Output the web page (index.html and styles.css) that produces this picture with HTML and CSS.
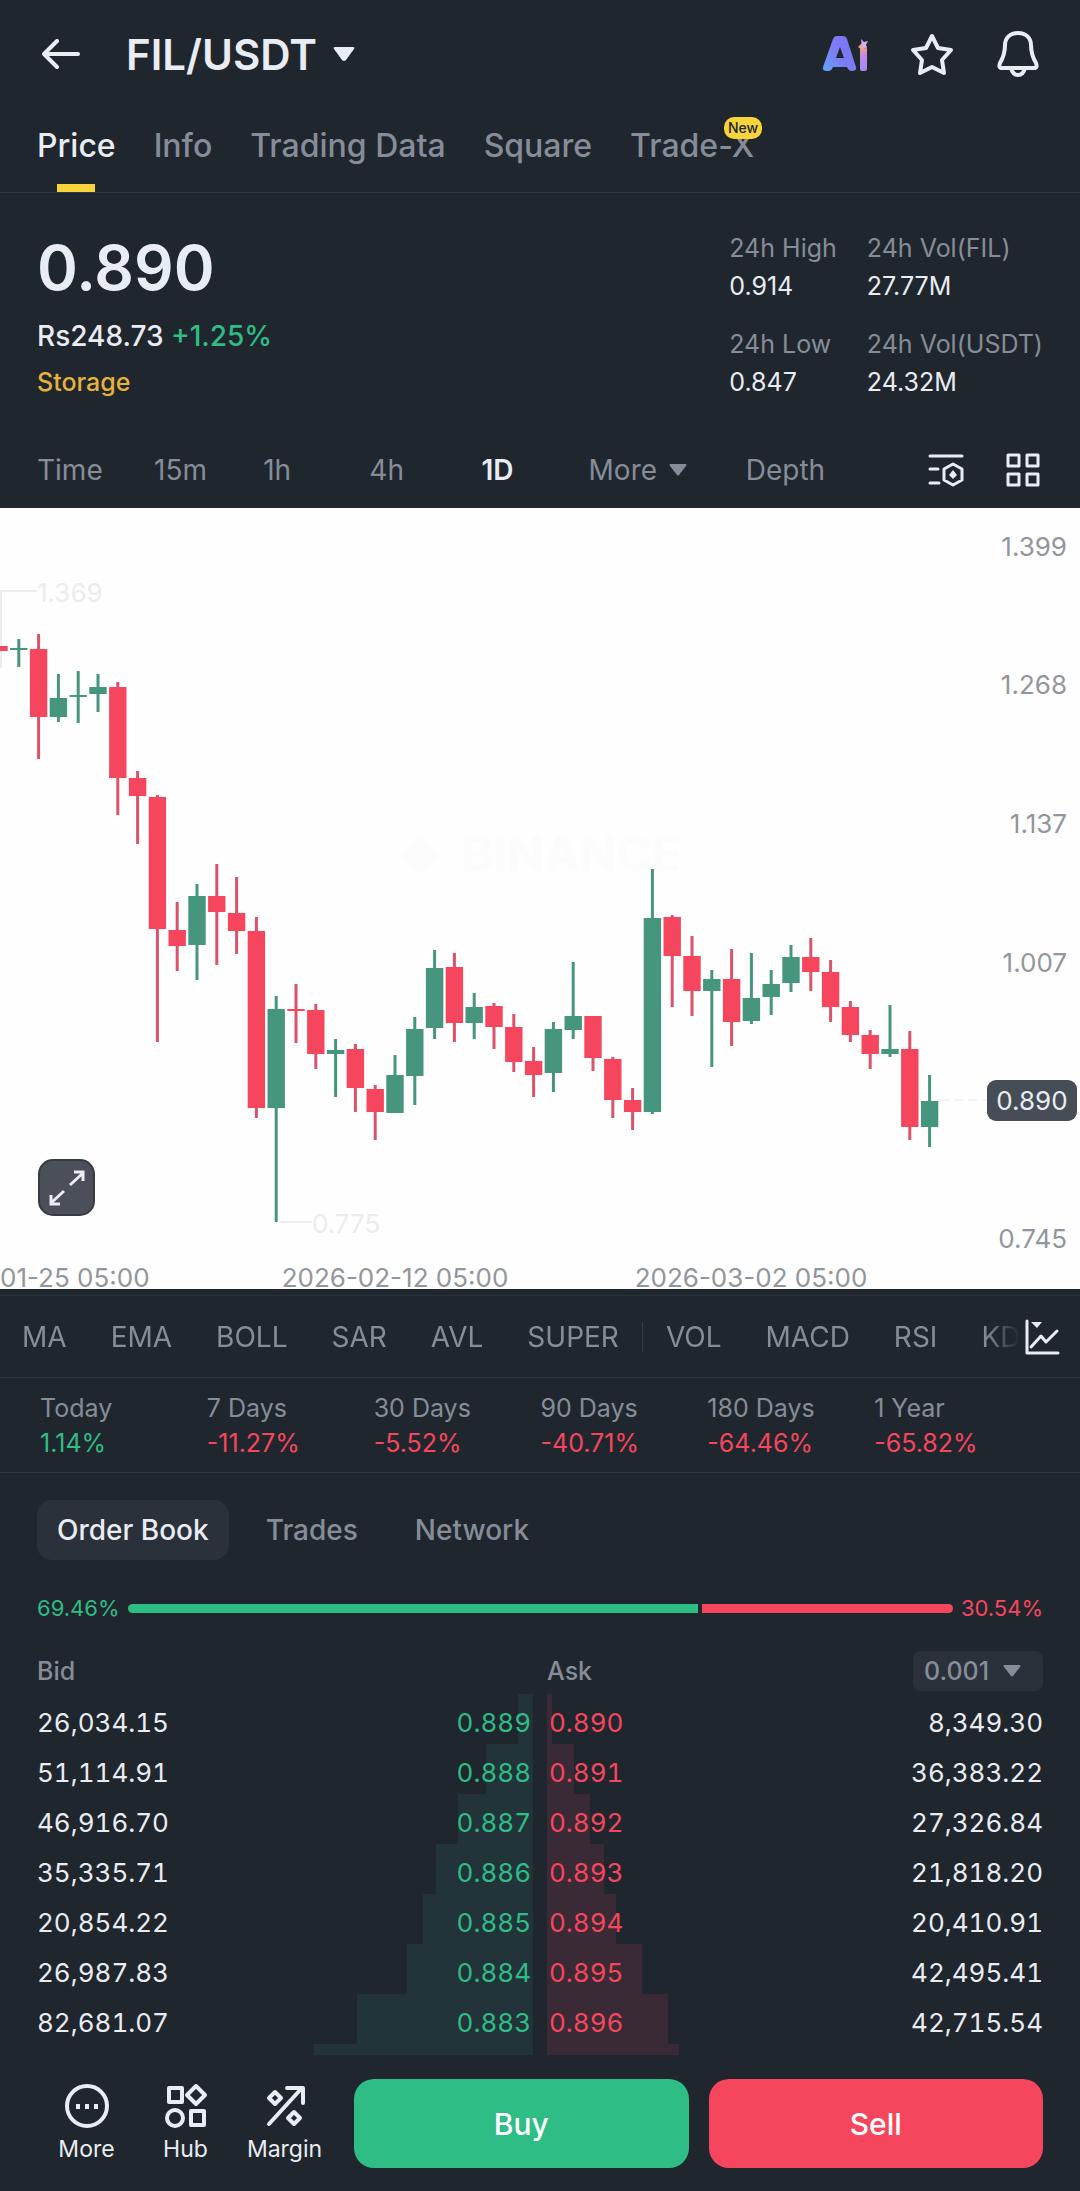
FILE: index.html
```
<!DOCTYPE html>
<html lang="en">
<head>
  <meta charset="UTF-8" />
  <meta name="viewport" content="width=device-width, initial-scale=1" />
  <title>FIL/USDT</title>
  <link rel="stylesheet" href="styles.css">
</head>
<body>
  <!-- Top bar -->
  <header class="topbar">
    <button class="icon-btn back" aria-label="Back">
      <svg width="38" height="30" viewBox="0 0 38 30"><path d="M36 15H2M15 2L2 15l13 13" class="line"/></svg>
    </button>
    <button class="pair">
      <h1>FIL/USDT</h1>
      <svg width="22" height="16" viewBox="0 0 22 16"><path d="M2 1h18q2 0 1 2l-8 11q-2 2-4 0L1 3Q0 1 2 1z" fill="currentColor"/></svg>
    </button>
    <div class="top-actions">
      <button class="icon-btn" aria-label="AI">
        <svg width="46" height="38" viewBox="0 0 46 38">
          <defs>
            <linearGradient id="aiA" x1="0" y1="1" x2="1" y2="0.3">
              <stop offset="0" stop-color="#5fa8ff"/>
              <stop offset="0.5" stop-color="#7d7cf4"/>
              <stop offset="1" stop-color="#7b74f5"/>
            </linearGradient>
            <linearGradient id="aiI" x1="0" y1="0" x2="0" y2="1">
              <stop offset="0" stop-color="#f0a08c"/>
              <stop offset="0.3" stop-color="#c58be0"/>
              <stop offset="1" stop-color="#9c8bf8"/>
            </linearGradient>
          </defs>
          <path fill="url(#aiA)" fill-rule="evenodd" d="M11 4q1-3 4-3h6q3 0 4 3l9 28q1 4-4 4-3 0-4-2l-1-2H11l-1 2q-1 2-5 2-5 0-4-4zM18 12l-4 11h8z"/>
          <path fill="url(#aiI)" d="M38 14l7-1v21q0 2-2 2h-3q-2 0-2-2z"/>
          <path fill="#f0a890" d="M36 12l4-4 5 4-5 3z"/>
          <path fill="#cbb0f5" d="M39 4l3 3 4-1-2 4 1 3-5-1z"/>
        </svg>
      </button>
      <button class="icon-btn" aria-label="Add to favourites">
        <svg width="44" height="44" viewBox="0 0 44 44"><path class="line" d="M22 4l6 12 13 2-9 10 2 13-12-6-12 6 2-13-9-10 13-2z"/></svg>
      </button>
      <button class="icon-btn" aria-label="Alerts">
        <svg width="44" height="48" viewBox="0 0 44 48">
          <path class="line" d="M22 3c-8 0-13 5-13 12 0 9-2 13-5 18-1 3-1 5 2 5h32c3 0 3-2 2-5-3-5-5-9-5-18C35 8 30 3 22 3z"/>
          <path class="line" d="M15 38c1 4 3 7 7 7s6-3 7-7"/>
        </svg>
      </button>
    </div>
  </header>

  <nav class="tabs">
    <a href="#" class="active">Price</a>
    <a href="#">Info</a>
    <a href="#">Trading Data</a>
    <a href="#">Square</a>
    <a href="#">Trade-X<span class="badge">New</span></a>
  </nav>

  <!-- Price summary -->
  <section class="summary">
    <div>
      <div class="last-price">0.890</div>
      <div class="fiat">Rs248.73 <span class="up">+1.25%</span></div>
      <a href="#" class="tag">Storage</a>
    </div>
    <dl class="stats">
      <div><dt>24h High</dt><dd>0.914</dd></div>
      <div><dt>24h Vol(FIL)</dt><dd>27.77M</dd></div>
      <div><dt>24h Low</dt><dd>0.847</dd></div>
      <div><dt>24h Vol(USDT)</dt><dd>24.32M</dd></div>
    </dl>
  </section>

  <!-- Intervals -->
  <div class="intervals">
    <button>Time</button>
    <button>15m</button>
    <button>1h</button>
    <button>4h</button>
    <button class="active">1D</button>
    <button>More <svg width="18" height="12" viewBox="0 0 18 12"><path d="M1 0h16q1 1 0 2l-7 9q-1 1-2 0L1 2q-1-1 0-2z" fill="currentColor"/></svg></button>
    <button>Depth</button>
    <button class="icon-btn" aria-label="Chart settings">
      <svg width="36" height="36" viewBox="0 0 36 36">
        <path class="line thin" d="M2 4h32M2 17h8M2 31h9M25 12l9 5v11l-9 5-9-5V17z"/>
        <path d="M25 18l4 5-4 4-4-4z" fill="currentColor"/>
      </svg>
    </button>
    <button class="icon-btn" aria-label="Layout">
      <svg width="36" height="36" viewBox="0 0 36 36"><path class="line thin" d="M3 3h11v11H3zM22 3h11v11H22zM3 22h11v11H3zM22 22h11v11H22z"/></svg>
    </button>
  </div>

  <!-- Candle chart -->
  <section class="chart">
    <svg id="candles" viewBox="0 0 1080 781" role="img" aria-label="FIL/USDT daily candles">
      <g class="watermark">
        <path d="M420 326l20 20-20 20-20-20z"/>
        <text x="462" y="363">BINANCE</text>
      </g>
      <g class="hint">
        <path d="M1 160V83h36M280 714h32"/>
        <path class="dashed" d="M940 592h46"/>
        <text x="37" y="94">1.369</text>
        <text x="312" y="725">0.775</text>
      </g>
      <g class="axis axis-y">
        <text x="1067" y="48">1.399</text>
        <text x="1067" y="186">1.268</text>
        <text x="1067" y="325">1.137</text>
        <text x="1067" y="464">1.007</text>
        <text x="1067" y="740">0.745</text>
      </g>
      <g class="axis">
        <text x="0" y="779">01-25 05:00</text>
        <text x="395" y="779" text-anchor="middle">2026-02-12 05:00</text>
        <text x="751" y="779" text-anchor="middle">2026-03-02 05:00</text>
      </g>
      <g class="current">
        <rect x="987" y="572" width="90" height="41" rx="9"/>
        <text x="1032" y="602">0.890</text>
      </g>
    </svg>
    <button class="expand" aria-label="Full screen">
      <svg width="36" height="36" viewBox="0 0 36 36"><path d="M21 15L34 3M25 2h9v9M15 21L2 33M2 25v9h9"/></svg>
    </button>
  </section>

  <!-- Indicators -->
  <div class="indicators">
    <div class="indicator-list">
      <button>MA</button>
      <button>EMA</button>
      <button>BOLL</button>
      <button>SAR</button>
      <button>AVL</button>
      <button>SUPER</button>
      <span class="divider"></span>
      <button>VOL</button>
      <button>MACD</button>
      <button>RSI</button>
      <button>KDJ</button>
    </div>
    <button class="icon-btn" aria-label="Indicator settings">
      <svg width="36" height="38" viewBox="0 0 36 38">
        <path class="line thin" d="M3 3v32h31M7 29l10-11 5 6 11-11"/>
        <path d="M7 4h11l-5 6z" fill="currentColor"/>
      </svg>
    </button>
  </div>

  <dl class="periods">
    <div><dt>Today</dt><dd class="up">1.14%</dd></div>
    <div><dt>7 Days</dt><dd class="down">-11.27%</dd></div>
    <div><dt>30 Days</dt><dd class="down">-5.52%</dd></div>
    <div><dt>90 Days</dt><dd class="down">-40.71%</dd></div>
    <div><dt>180 Days</dt><dd class="down">-64.46%</dd></div>
    <div><dt>1 Year</dt><dd class="down">-65.82%</dd></div>
  </dl>

  <!-- Order book -->
  <section class="book">
    <div class="book-tabs">
      <button class="active">Order Book</button>
      <button>Trades</button>
      <button>Network</button>
    </div>

    <div class="ratio">
      <span class="up">69.46%</span>
      <div class="ratio-bar">
        <i class="buy" style="flex-grow: 69.46"></i>
        <i class="sell" style="flex-grow: 30.54"></i>
      </div>
      <span class="down">30.54%</span>
    </div>

    <div class="book-head">
      <span>Bid</span>
      <div class="ask-head">
        <span>Ask</span>
        <label class="step">
          <select aria-label="Price step">
            <option>0.001</option>
            <option>0.01</option>
          </select>
          <svg width="18" height="12" viewBox="0 0 18 12"><path d="M1 0h16q1 1 0 2l-7 9q-1 1-2 0L1 2q-1-1 0-2z" fill="currentColor"/></svg>
        </label>
      </div>
    </div>

    <div class="book-sides">
      <table class="bids" aria-label="Bids">
        <tr style="--depth: 3%"><td>26,034.15</td><td>0.889</td></tr>
        <tr style="--depth: 9.5%"><td>51,114.91</td><td>0.888</td></tr>
        <tr style="--depth: 15%"><td>46,916.70</td><td>0.887</td></tr>
        <tr style="--depth: 19.5%"><td>35,335.71</td><td>0.886</td></tr>
        <tr style="--depth: 22.2%"><td>20,854.22</td><td>0.885</td></tr>
        <tr style="--depth: 25.4%"><td>26,987.83</td><td>0.884</td></tr>
        <tr style="--depth: 35.4%"><td>82,681.07</td><td>0.883</td></tr>
        <tr class="cut" style="--depth: 44.2%"><td></td><td></td></tr>
      </table>
      <table class="asks" aria-label="Asks">
        <tr style="--depth: 1%"><td>0.890</td><td>8,349.30</td></tr>
        <tr style="--depth: 5.4%"><td>0.891</td><td>36,383.22</td></tr>
        <tr style="--depth: 8.6%"><td>0.892</td><td>27,326.84</td></tr>
        <tr style="--depth: 11.5%"><td>0.893</td><td>21,818.20</td></tr>
        <tr style="--depth: 13.9%"><td>0.894</td><td>20,410.91</td></tr>
        <tr style="--depth: 19.2%"><td>0.895</td><td>42,495.41</td></tr>
        <tr style="--depth: 24.4%"><td>0.896</td><td>42,715.54</td></tr>
        <tr class="cut" style="--depth: 26.6%"><td></td><td></td></tr>
      </table>
    </div>
  </section>

  <!-- Bottom actions -->
  <footer class="bottom">
    <div class="shortcuts">
      <a href="#">
        <svg width="44" height="46" viewBox="0 0 44 46">
          <circle class="line" cx="22" cy="23" r="20"/>
          <path d="M11 21h4v5h-4zM20 21h4v5h-4zM29 21h4v5h-4z" fill="currentColor"/>
        </svg>
        More
      </a>
      <a href="#">
        <svg width="44" height="46" viewBox="0 0 44 46">
          <path class="line" d="M5 5h13v14H5zM27 28h13v14H27zM32 3l9 9-9 9-9-9z"/>
          <circle class="line" cx="11" cy="35" r="8"/>
        </svg>
        Hub
      </a>
      <a href="#">
        <svg width="44" height="46" viewBox="0 0 44 46">
          <path class="line" d="M6 41L38 6M24 5h16v15M12 9l6 6-6 6-6-6zM31 29l6 6-6 6-6-6z"/>
        </svg>
        Margin
      </a>
    </div>
    <button class="trade buy">Buy</button>
    <button class="trade sell">Sell</button>
  </footer>

  <script src="chart.js"></script>
</body>
</html>
```
FILE: styles.css
```
/* === BASE === */
* {
  box-sizing: border-box;
}

body {
  margin: 0;
  min-height: 100vh;
  display: flex;
  flex-direction: column;
  font-family: Inter, "Liberation Sans", sans-serif;
  font-size: 28px;
  color: #eaecf3;
  background: #20262e;
}

button,
select {
  font: inherit;
  color: inherit;
  background: none;
  border: 0;
  padding: 0;
  margin: 0;
}

a {
  color: inherit;
  text-decoration: none;
}

h1,
dl,
dd {
  margin: 0;
}

svg {
  display: block;
  flex: none;
}

.line {
  fill: none;
  stroke: currentColor;
  stroke-width: 4;
  stroke-linecap: round;
  stroke-linejoin: round;
}

.thin {
  stroke-width: 3;
}

.up {
  color: #2ebd85;
}

.down {
  color: #f6465d;
}

/* === TOP BAR === */
.topbar {
  display: flex;
  align-items: center;
  height: 108px;
  padding: 0 40px 0 42px;
}

.pair {
  display: flex;
  align-items: center;
  gap: 16px;
  margin-left: 46px;
}

.pair h1 {
  font-size: 42px;
  font-weight: 600;
}

.top-actions {
  display: flex;
  align-items: center;
  gap: 42px;
  margin-left: auto;
}

/* === TABS === */
.tabs {
  display: flex;
  gap: 38px;
  height: 85px;
  padding: 0 37px;
  border-bottom: 1px solid #2e353e;
  font-size: 32px;
  font-weight: 500;
  line-height: 76px;
  color: #868d98;
}

.tabs a {
  position: relative;
}

.tabs .active {
  color: #eaecf3;
}

.tabs .active::after {
  content: "";
  position: absolute;
  left: 50%;
  bottom: 0;
  width: 38px;
  height: 8px;
  margin-left: -19px;
  background: #f8d33a;
}

.badge {
  position: absolute;
  top: 9px;
  right: -8px;
  padding: 0 4px;
  border-radius: 10px;
  background: #f8d33a;
  color: #20262e;
  font-size: 14px;
  line-height: 22px;
}

/* === PRICE SUMMARY === */
.summary {
  display: flex;
  justify-content: space-between;
  padding: 37px 37px 0;
  height: 243px;
}

.last-price {
  font-size: 62px;
  font-weight: 600;
  line-height: 76px;
}

.fiat {
  margin-top: 12px;
  font-weight: 500;
  line-height: 36px;
}

.tag {
  display: block;
  margin-top: 12px;
  color: #e5b33c;
  font-size: 25px;
  font-weight: 500;
  line-height: 32px;
}

.stats {
  display: grid;
  grid-template-columns: auto auto;
  column-gap: 30px;
  row-gap: 22px;
  align-content: start;
  font-size: 25px;
}

.stats dt {
  color: #868d98;
  line-height: 36px;
}

.stats dd {
  line-height: 36px;
  margin-top: 2px;
}

/* === INTERVALS === */
.intervals {
  display: grid;
  grid-template-columns: 117fr 109fr 106fr 112fr 107fr 157fr 182fr 77fr 36fr;
  align-items: center;
  height: 72px;
  padding: 0 39px 4px 37px;
  color: #868d98;
}

.intervals button {
  display: flex;
  align-items: center;
  gap: 12px;
}

.intervals .active {
  font-weight: 600;
}

.intervals .active,
.intervals .icon-btn {
  color: #eaecf3;
}

/* === CHART === */
.chart {
  position: relative;
  background: #fefefe;
}

#candles {
  width: 100%;
  height: auto;
  overflow: visible;
  font-size: 26px;
}

.green {
  fill: #45957f;
  stroke: #45957f;
}

.red {
  fill: #f6465d;
  stroke: #d9536a;
}

.wick {
  stroke-width: 3;
}

.body {
  stroke: none;
}

.watermark {
  fill: #fcfcfc;
  font-size: 48px;
  font-weight: 700;
}

.hint path {
  fill: none;
  stroke: #ededee;
  stroke-width: 2;
}

.hint .dashed {
  stroke: #f3f3f4;
  stroke-dasharray: 10 4;
}

.hint text {
  fill: #ececed;
}

.axis {
  fill: #92969b;
}

.axis-y {
  text-anchor: end;
}

.current rect {
  fill: #474d57;
}

.current text {
  fill: #eaecf3;
  text-anchor: middle;
}

.expand {
  position: absolute;
  left: 38px;
  bottom: 73px;
  display: grid;
  place-items: center;
  width: 57px;
  height: 57px;
  border: 2px solid #363b43;
  border-radius: 15px;
  background: #4a4f59;
}

.expand path {
  fill: none;
  stroke: #eaecf3;
  stroke-width: 3;
}

/* === INDICATORS === */
.indicators {
  display: flex;
  align-items: center;
  height: 83px;
  margin-top: 6px;
  padding: 0 20px 0 22px;
  border-top: 1px solid #2e353e;
  border-bottom: 1px solid #2e353e;
}

.indicator-list {
  display: flex;
  align-items: center;
  gap: 44px;
  flex: 1;
  min-width: 0;
  margin-right: 4px;
  overflow: hidden;
  color: #868d98;
  -webkit-mask-image: linear-gradient(to left, transparent, #000 36px);
  mask-image: linear-gradient(to left, transparent, #000 36px);
}

.indicator-list button {
  flex: none;
}

.divider {
  flex: none;
  width: 1px;
  height: 30px;
  margin: 0 -21px;
  background: #363d47;
}

/* === PERIODS === */
.periods {
  display: grid;
  grid-template-columns: repeat(6, 1fr);
  padding: 13px 39px 11px 40px;
  border-bottom: 1px solid #2e353e;
  font-size: 25px;
  line-height: 35px;
}

.periods dt {
  color: #868d98;
}

/* === ORDER BOOK === */
.book {
  padding: 27px 37px 0;
}

.book-tabs {
  display: flex;
  gap: 17px;
  font-weight: 500;
  color: #868d98;
}

.book-tabs button {
  height: 60px;
  padding: 0 20px;
  border-radius: 15px;
}

.book-tabs .active {
  background: #2b313b;
  color: #eaecf3;
}

.ratio {
  display: flex;
  align-items: center;
  gap: 8px;
  margin-top: 32px;
  font-size: 22px;
  line-height: 32px;
}

.ratio-bar {
  display: flex;
  gap: 4px;
  flex: 1;
  height: 9px;
  border-radius: 5px;
  overflow: hidden;
}

.ratio-bar i {
  flex-basis: 0;
}

.buy {
  background: #2ebd85;
}

.sell {
  background: #f6465d;
}

.book-head,
.book-sides {
  display: grid;
  grid-template-columns: 1fr 1fr;
  column-gap: 14px;
}

.book-head {
  align-items: center;
  margin-top: 27px;
  font-size: 25px;
  font-weight: 500;
  color: #868d98;
}

.ask-head {
  display: flex;
  align-items: center;
  justify-content: space-between;
}

.step {
  display: flex;
  align-items: center;
  gap: 13px;
  height: 40px;
  padding: 0 22px 0 11px;
  border-radius: 8px;
  background: #2b313b;
}

.step select {
  appearance: none;
}

.book-sides {
  margin-top: 3px;
  font-variant-numeric: tabular-nums;
}

.book-sides table {
  width: 100%;
  border-collapse: collapse;
}

.book-sides tr {
  height: 50px;
}

.book-sides .cut {
  height: 11px;
}

.book-sides td {
  padding: 8px 0 0;
  font-size: 26px;
  line-height: 42px;
}

.book-sides .cut td {
  padding: 0;
  line-height: 11px;
}

.book-sides td:last-child {
  text-align: right;
}

.bids tr {
  background: linear-gradient(to left, #223439 var(--depth), transparent var(--depth));
}

.bids td:last-child {
  padding-right: 2px;
  color: #2ebd85;
}

.asks tr {
  background: linear-gradient(to right, #3a2a35 var(--depth), transparent var(--depth));
}

.asks td:first-child {
  padding-left: 2px;
  color: #f6465d;
}

/* === BOTTOM ACTIONS === */
.bottom {
  display: flex;
  align-items: center;
  gap: 20px;
  margin-top: auto;
  padding: 20px 37px 23px;
}

.shortcuts {
  display: flex;
  flex: none;
  width: 297px;
}

.shortcuts a {
  display: flex;
  flex: 1;
  flex-direction: column;
  align-items: center;
  gap: 4px;
  font-size: 23px;
  line-height: 32px;
}

.trade {
  flex: 1;
  height: 89px;
  border-radius: 20px;
  font-size: 30px;
  font-weight: 500;
  color: #fff;
}
```
FILE: chart.js
```
// One candle per day: colour, high, body top, body bottom, low
const candles = [
  ['r', 138, 138, 143, 143],
  ['g', 131, 140, 142, 159],
  ['r', 126, 141, 209, 251],
  ['g', 166, 190, 209, 214],
  ['g', 163, 187, 189, 215],
  ['g', 166, 179, 186, 204],
  ['r', 174, 179, 270, 307],
  ['r', 263, 270, 288, 336],
  ['r', 287, 289, 421, 534],
  ['r', 394, 422, 438, 463],
  ['g', 376, 388, 437, 472],
  ['r', 356, 388, 404, 457],
  ['r', 369, 405, 423, 446],
  ['r', 409, 423, 600, 610],
  ['g', 488, 501, 600, 714],
  ['r', 476, 501, 503, 535],
  ['r', 496, 502, 546, 561],
  ['g', 531, 542, 546, 589],
  ['r', 536, 541, 580, 604],
  ['r', 577, 581, 604, 632],
  ['g', 547, 567, 605, 605],
  ['g', 509, 521, 568, 597],
  ['g', 442, 460, 520, 531],
  ['r', 445, 459, 515, 534],
  ['g', 485, 499, 515, 531],
  ['r', 495, 498, 519, 541],
  ['r', 506, 519, 554, 564],
  ['r', 539, 553, 567, 589],
  ['g', 514, 521, 565, 584],
  ['g', 454, 508, 522, 531],
  ['r', 508, 508, 550, 563],
  ['r', 549, 551, 592, 610],
  ['r', 580, 592, 604, 622],
  ['g', 361, 410, 604, 606],
  ['r', 407, 409, 448, 499],
  ['r', 428, 448, 483, 508],
  ['g', 462, 471, 483, 559],
  ['r', 441, 471, 514, 538],
  ['g', 445, 490, 513, 516],
  ['g', 462, 476, 489, 507],
  ['g', 437, 449, 475, 484],
  ['r', 430, 449, 464, 483],
  ['r', 452, 464, 499, 514],
  ['r', 493, 499, 527, 534],
  ['r', 522, 527, 546, 561],
  ['g', 497, 541, 546, 549],
  ['r', 523, 541, 619, 632],
  ['g', 567, 593, 619, 639]
];

const SVG_NS = 'http://www.w3.org/2000/svg';
const STEP = 19.8;
const BODY = 17.4;
const chart = document.getElementById('candles');

function add(name, attrs) {
  const el = document.createElementNS(SVG_NS, name);
  for (const key in attrs) el.setAttribute(key, attrs[key]);
  chart.appendChild(el);
}

candles.forEach(([side, high, top, bottom, low], i) => {
  const x = i * STEP - 1;
  const color = side === 'g' ? 'green' : 'red';
  add('line', { x1: x, x2: x, y1: high, y2: low, class: 'wick ' + color });
  add('rect', { x: x - BODY / 2, y: top, width: BODY, height: bottom - top, class: 'body ' + color });
});
```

▸ **EXERCISE**:
Report each line in the data that holds the word "styles".

▸ **EXERCISE OUTPUT**:
Output the web page (index.html and styles.css) that produces this picture with HTML and CSS.
  <link rel="stylesheet" href="styles.css">
FILE: styles.css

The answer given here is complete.